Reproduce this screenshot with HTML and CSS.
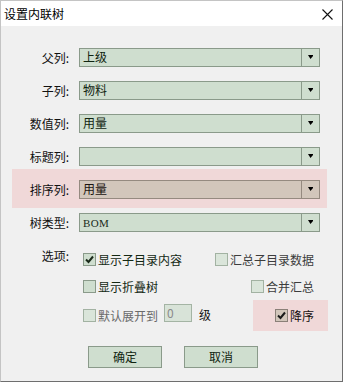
FILE: index.html
```html
<!DOCTYPE html>
<html lang="zh">
<head>
<meta charset="utf-8">
<title>设置内联树</title>
<link rel="stylesheet" href="styles.css">
</head>
<body>
<div class="window">
  <div class="titlebar">
    <span class="title">设置内联树</span>
    <svg class="close" width="11" height="11" viewBox="0 0 11 11"><path d="M0.5 0.5 L10.5 10.5 M10.5 0.5 L0.5 10.5" stroke="#111" stroke-width="1.1" fill="none"/></svg>
  </div>
  <div class="content">
    <div class="row">
      <span class="label">父列:</span>
      <div class="combo"><span class="value">上级</span><span class="btn"><svg width="5" height="4" viewBox="0 0 5 4"><path d="M0 0H5V1L2.5 4Z" fill="#000"/></svg></span></div>
    </div>
    <div class="row">
      <span class="label">子列:</span>
      <div class="combo"><span class="value">物料</span><span class="btn"><svg width="5" height="4" viewBox="0 0 5 4"><path d="M0 0H5V1L2.5 4Z" fill="#000"/></svg></span></div>
    </div>
    <div class="row">
      <span class="label">数值列:</span>
      <div class="combo"><span class="value">用量</span><span class="btn"><svg width="5" height="4" viewBox="0 0 5 4"><path d="M0 0H5V1L2.5 4Z" fill="#000"/></svg></span></div>
    </div>
    <div class="row">
      <span class="label">标题列:</span>
      <div class="combo"><span class="value"></span><span class="btn"><svg width="5" height="4" viewBox="0 0 5 4"><path d="M0 0H5V1L2.5 4Z" fill="#000"/></svg></span></div>
    </div>
    <div class="row row-hl">
      <span class="label">排序列:</span>
      <div class="combo combo-hl"><span class="value">用量</span><span class="btn"><svg width="5" height="4" viewBox="0 0 5 4"><path d="M0 0H5V1L2.5 4Z" fill="#000"/></svg></span></div>
    </div>
    <div class="row row-after">
      <span class="label">树类型:</span>
      <div class="combo"><span class="value latin">BOM</span><span class="btn"><svg width="5" height="4" viewBox="0 0 5 4"><path d="M0 0H5V1L2.5 4Z" fill="#000"/></svg></span></div>
    </div>

    <div class="options">
      <span class="label opt-label">选项:</span>
      <div class="opt-area">
        <div class="opt-row">
          <label class="check"><span class="box"><svg width="11" height="11" viewBox="0 0 11 11"><path d="M2 5.5 L4.5 8 L9 2.5" stroke="#1a2a1a" stroke-width="2" fill="none"/></svg></span><span>显示子目录内容</span></label>
          <label class="check muted"><span class="box light"></span><span>汇总子目录数据</span></label>
        </div>
        <div class="opt-row">
          <label class="check"><span class="box"></span><span>显示折叠树</span></label>
          <label class="check muted"><span class="box light"></span><span>合并汇总</span></label>
        </div>
        <div class="opt-row opt-last">
          <div class="expand">
            <label class="check disabled"><span class="box light"></span><span>默认展开到</span></label>
            <span class="spin">0</span>
            <span class="unit">级</span>
          </div>
          <div class="hl-box">
            <label class="check"><span class="box box-hl"><svg width="11" height="11" viewBox="0 0 11 11"><path d="M2 5.5 L4.5 8 L9 2.5" stroke="#1a1a1a" stroke-width="2" fill="none"/></svg></span><span>降序</span></label>
          </div>
        </div>
      </div>
    </div>

    <div class="buttons">
      <button class="button">确定</button>
      <button class="button">取消</button>
    </div>
  </div>
</div>
</body>
</html>
```

FILE: styles.css
```css
* { box-sizing: border-box; }
html, body {
  margin: 0;
  padding: 0;
  background: #ffffff;
}
body {
  font-family: "Noto Sans CJK SC", "Noto Sans", sans-serif;
  font-size: 12px;
  color: #000;
}
.window {
  width: 343px;
  height: 382px;
  border-top: 1px solid #c4c4c4;
  border-left: 1px solid #c4c4c4;
  border-right: 1px solid #6e6e6e;
  border-bottom: 1px solid #6e6e6e;
  display: flex;
  flex-direction: column;
  background: #f0f0f0;
}
.titlebar {
  height: 25px;
  background: #ffffff;
  display: flex;
  align-items: center;
  justify-content: space-between;
  padding: 0 9px 0 3px;
}
.title {
  font-size: 12px;
  line-height: 14px;
  color: #000;
}
.close { display: block; margin-top: 1px; }
.content {
  flex: 1;
  display: flex;
  flex-direction: column;
  padding-top: 22px;
}
.row {
  display: grid;
  grid-template-columns: 57px 241px;
  column-gap: 10px;
  align-items: center;
  margin-left: 11px;
  width: 315px;
  padding-right: 7px;
}
.row + .row { margin-top: 14px; }
.row.row-hl {
  margin-top: 3px;
  padding-top: 11px;
  padding-bottom: 9px;
  background: #f0d8d8;
}
.row.row-after { margin-top: 5px; }
.label {
  text-align: right;
  line-height: 14px;
  color: #111;
  white-space: nowrap;
}
.combo {
  height: 19px;
  display: flex;
  background: #cfdecf;
  border: 1px solid #8a9a8a;
}
.combo .value {
  flex: 1;
  padding-left: 3px;
  line-height: 16px;
  color: #102410;
}
.combo .value.latin {
  font-family: "Liberation Serif", serif;
  font-size: 11px;
  font-weight: normal;
  line-height: 18px;
  color: #1a2c1a;
  letter-spacing: 0.3px;
}
.combo .btn {
  width: 18px;
  border-left: 1px solid #8a9a8a;
  display: flex;
  align-items: center;
  justify-content: center;
}
.combo .btn svg { display: block; margin-top: -1px; }
.combo-hl {
  background: #d2c6bb;
  border-color: #958a80;
}
.combo-hl .btn { border-left-color: #958a80; }
.combo-hl .value { color: #1a1410; }

.options {
  display: grid;
  grid-template-columns: 57px 245px;
  column-gap: 14px;
  margin-left: 11px;
  margin-top: 18px;
}
.opt-label {
  line-height: 12px;
}
.opt-area {
  display: flex;
  flex-direction: column;
  padding-top: 3px;
}
.opt-row {
  display: flex;
  justify-content: space-between;
  align-items: center;
  height: 13px;
  padding-right: 14px;
}
.opt-row + .opt-row { margin-top: 14px; }
.opt-row.opt-last {
  height: 31px;
  margin-top: 7px;
  padding-right: 0;
}
.check {
  display: flex;
  align-items: center;
  gap: 2px;
  line-height: 13px;
  color: #132813;
  white-space: nowrap;
}
.check.muted { color: #3c3c3c; }
.check.disabled { color: #6a6a6a; }
.box {
  width: 13px;
  height: 13px;
  background: #cfdecf;
  border: 1px solid #8a9a8a;
  display: flex;
  align-items: center;
  justify-content: center;
}
.box svg { display: block; }
.box.light {
  background: #dae5da;
  border-color: #a2b2a2;
}
.box.box-hl {
  background: #d2c6bb;
  border-color: #8a8078;
}
.expand {
  display: flex;
  align-items: center;
}
.spin {
  width: 28px;
  height: 18px;
  margin-left: 6px;
  margin-top: -5px;
  background: #d8e3d8;
  border: 1px solid #a4b4a4;
  color: #8a8a8a;
  line-height: 16px;
  padding-left: 2px;
}
.unit {
  margin-left: 7px;
  margin-top: -3px;
  color: #111;
}
.hl-box {
  background: #f0d8d8;
  height: 31px;
  width: 75px;
  display: flex;
  align-items: center;
  justify-content: flex-end;
  padding-right: 14px;
}
.hl-box .check { color: #161010; }
.buttons {
  display: flex;
  justify-content: center;
  gap: 22px;
  margin-top: 15px;
  padding-left: 3px;
}
.button {
  width: 74px;
  height: 22px;
  background: #cfdecf;
  border: 1px solid #8a9a8a;
  font-family: "Noto Sans CJK SC", "Noto Sans", sans-serif;
  font-size: 12px;
  color: #102410;
  padding: 0;
  line-height: 18px;
}
```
......
Pictures are excluded; output everything else in the data verbatim.

* _SOLUTION_:
Reproduce this screenshot with HTML and CSS.
FILE: index.html
```html
<!DOCTYPE html>
<html lang="zh">
<head>
<meta charset="utf-8">
<title>设置内联树</title>
<link rel="stylesheet" href="styles.css">
</head>
<body>
<div class="window">
  <div class="titlebar">
    <span class="title">设置内联树</span>
    <svg class="close" width="11" height="11" viewBox="0 0 11 11"><path d="M0.5 0.5 L10.5 10.5 M10.5 0.5 L0.5 10.5" stroke="#111" stroke-width="1.1" fill="none"/></svg>
  </div>
  <div class="content">
    <div class="row">
      <span class="label">父列:</span>
      <div class="combo"><span class="value">上级</span><span class="btn"><svg width="5" height="4" viewBox="0 0 5 4"><path d="M0 0H5V1L2.5 4Z" fill="#000"/></svg></span></div>
    </div>
    <div class="row">
      <span class="label">子列:</span>
      <div class="combo"><span class="value">物料</span><span class="btn"><svg width="5" height="4" viewBox="0 0 5 4"><path d="M0 0H5V1L2.5 4Z" fill="#000"/></svg></span></div>
    </div>
    <div class="row">
      <span class="label">数值列:</span>
      <div class="combo"><span class="value">用量</span><span class="btn"><svg width="5" height="4" viewBox="0 0 5 4"><path d="M0 0H5V1L2.5 4Z" fill="#000"/></svg></span></div>
    </div>
    <div class="row">
      <span class="label">标题列:</span>
      <div class="combo"><span class="value"></span><span class="btn"><svg width="5" height="4" viewBox="0 0 5 4"><path d="M0 0H5V1L2.5 4Z" fill="#000"/></svg></span></div>
    </div>
    <div class="row row-hl">
      <span class="label">排序列:</span>
      <div class="combo combo-hl"><span class="value">用量</span><span class="btn"><svg width="5" height="4" viewBox="0 0 5 4"><path d="M0 0H5V1L2.5 4Z" fill="#000"/></svg></span></div>
    </div>
    <div class="row row-after">
      <span class="label">树类型:</span>
      <div class="combo"><span class="value latin">BOM</span><span class="btn"><svg width="5" height="4" viewBox="0 0 5 4"><path d="M0 0H5V1L2.5 4Z" fill="#000"/></svg></span></div>
    </div>

    <div class="options">
      <span class="label opt-label">选项:</span>
      <div class="opt-area">
        <div class="opt-row">
          <label class="check"><span class="box"><svg width="11" height="11" viewBox="0 0 11 11"><path d="M2 5.5 L4.5 8 L9 2.5" stroke="#1a2a1a" stroke-width="2" fill="none"/></svg></span><span>显示子目录内容</span></label>
          <label class="check muted"><span class="box light"></span><span>汇总子目录数据</span></label>
        </div>
        <div class="opt-row">
          <label class="check"><span class="box"></span><span>显示折叠树</span></label>
          <label class="check muted"><span class="box light"></span><span>合并汇总</span></label>
        </div>
        <div class="opt-row opt-last">
          <div class="expand">
            <label class="check disabled"><span class="box light"></span><span>默认展开到</span></label>
            <span class="spin">0</span>
            <span class="unit">级</span>
          </div>
          <div class="hl-box">
            <label class="check"><span class="box box-hl"><svg width="11" height="11" viewBox="0 0 11 11"><path d="M2 5.5 L4.5 8 L9 2.5" stroke="#1a1a1a" stroke-width="2" fill="none"/></svg></span><span>降序</span></label>
          </div>
        </div>
      </div>
    </div>

    <div class="buttons">
      <button class="button">确定</button>
      <button class="button">取消</button>
    </div>
  </div>
</div>
</body>
</html>
```

FILE: styles.css
```css
* { box-sizing: border-box; }
html, body {
  margin: 0;
  padding: 0;
  background: #ffffff;
}
body {
  font-family: "Noto Sans CJK SC", "Noto Sans", sans-serif;
  font-size: 12px;
  color: #000;
}
.window {
  width: 343px;
  height: 382px;
  border-top: 1px solid #c4c4c4;
  border-left: 1px solid #c4c4c4;
  border-right: 1px solid #6e6e6e;
  border-bottom: 1px solid #6e6e6e;
  display: flex;
  flex-direction: column;
  background: #f0f0f0;
}
.titlebar {
  height: 25px;
  background: #ffffff;
  display: flex;
  align-items: center;
  justify-content: space-between;
  padding: 0 9px 0 3px;
}
.title {
  font-size: 12px;
  line-height: 14px;
  color: #000;
}
.close { display: block; margin-top: 1px; }
.content {
  flex: 1;
  display: flex;
  flex-direction: column;
  padding-top: 22px;
}
.row {
  display: grid;
  grid-template-columns: 57px 241px;
  column-gap: 10px;
  align-items: center;
  margin-left: 11px;
  width: 315px;
  padding-right: 7px;
}
.row + .row { margin-top: 14px; }
.row.row-hl {
  margin-top: 3px;
  padding-top: 11px;
  padding-bottom: 9px;
  background: #f0d8d8;
}
.row.row-after { margin-top: 5px; }
.label {
  text-align: right;
  line-height: 14px;
  color: #111;
  white-space: nowrap;
}
.combo {
  height: 19px;
  display: flex;
  background: #cfdecf;
  border: 1px solid #8a9a8a;
}
.combo .value {
  flex: 1;
  padding-left: 3px;
  line-height: 16px;
  color: #102410;
}
.combo .value.latin {
  font-family: "Liberation Serif", serif;
  font-size: 11px;
  font-weight: normal;
  line-height: 18px;
  color: #1a2c1a;
  letter-spacing: 0.3px;
}
.combo .btn {
  width: 18px;
  border-left: 1px solid #8a9a8a;
  display: flex;
  align-items: center;
  justify-content: center;
}
.combo .btn svg { display: block; margin-top: -1px; }
.combo-hl {
  background: #d2c6bb;
  border-color: #958a80;
}
.combo-hl .btn { border-left-color: #958a80; }
.combo-hl .value { color: #1a1410; }

.options {
  display: grid;
  grid-template-columns: 57px 245px;
  column-gap: 14px;
  margin-left: 11px;
  margin-top: 18px;
}
.opt-label {
  line-height: 12px;
}
.opt-area {
  display: flex;
  flex-direction: column;
  padding-top: 3px;
}
.opt-row {
  display: flex;
  justify-content: space-between;
  align-items: center;
  height: 13px;
  padding-right: 14px;
}
.opt-row + .opt-row { margin-top: 14px; }
.opt-row.opt-last {
  height: 31px;
  margin-top: 7px;
  padding-right: 0;
}
.check {
  display: flex;
  align-items: center;
  gap: 2px;
  line-height: 13px;
  color: #132813;
  white-space: nowrap;
}
.check.muted { color: #3c3c3c; }
.check.disabled { color: #6a6a6a; }
.box {
  width: 13px;
  height: 13px;
  background: #cfdecf;
  border: 1px solid #8a9a8a;
  display: flex;
  align-items: center;
  justify-content: center;
}
.box svg { display: block; }
.box.light {
  background: #dae5da;
  border-color: #a2b2a2;
}
.box.box-hl {
  background: #d2c6bb;
  border-color: #8a8078;
}
.expand {
  display: flex;
  align-items: center;
}
.spin {
  width: 28px;
  height: 18px;
  margin-left: 6px;
  margin-top: -5px;
  background: #d8e3d8;
  border: 1px solid #a4b4a4;
  color: #8a8a8a;
  line-height: 16px;
  padding-left: 2px;
}
.unit {
  margin-left: 7px;
  margin-top: -3px;
  color: #111;
}
.hl-box {
  background: #f0d8d8;
  height: 31px;
  width: 75px;
  display: flex;
  align-items: center;
  justify-content: flex-end;
  padding-right: 14px;
}
.hl-box .check { color: #161010; }
.buttons {
  display: flex;
  justify-content: center;
  gap: 22px;
  margin-top: 15px;
  padding-left: 3px;
}
.button {
  width: 74px;
  height: 22px;
  background: #cfdecf;
  border: 1px solid #8a9a8a;
  font-family: "Noto Sans CJK SC", "Noto Sans", sans-serif;
  font-size: 12px;
  color: #102410;
  padding: 0;
  line-height: 18px;
}
```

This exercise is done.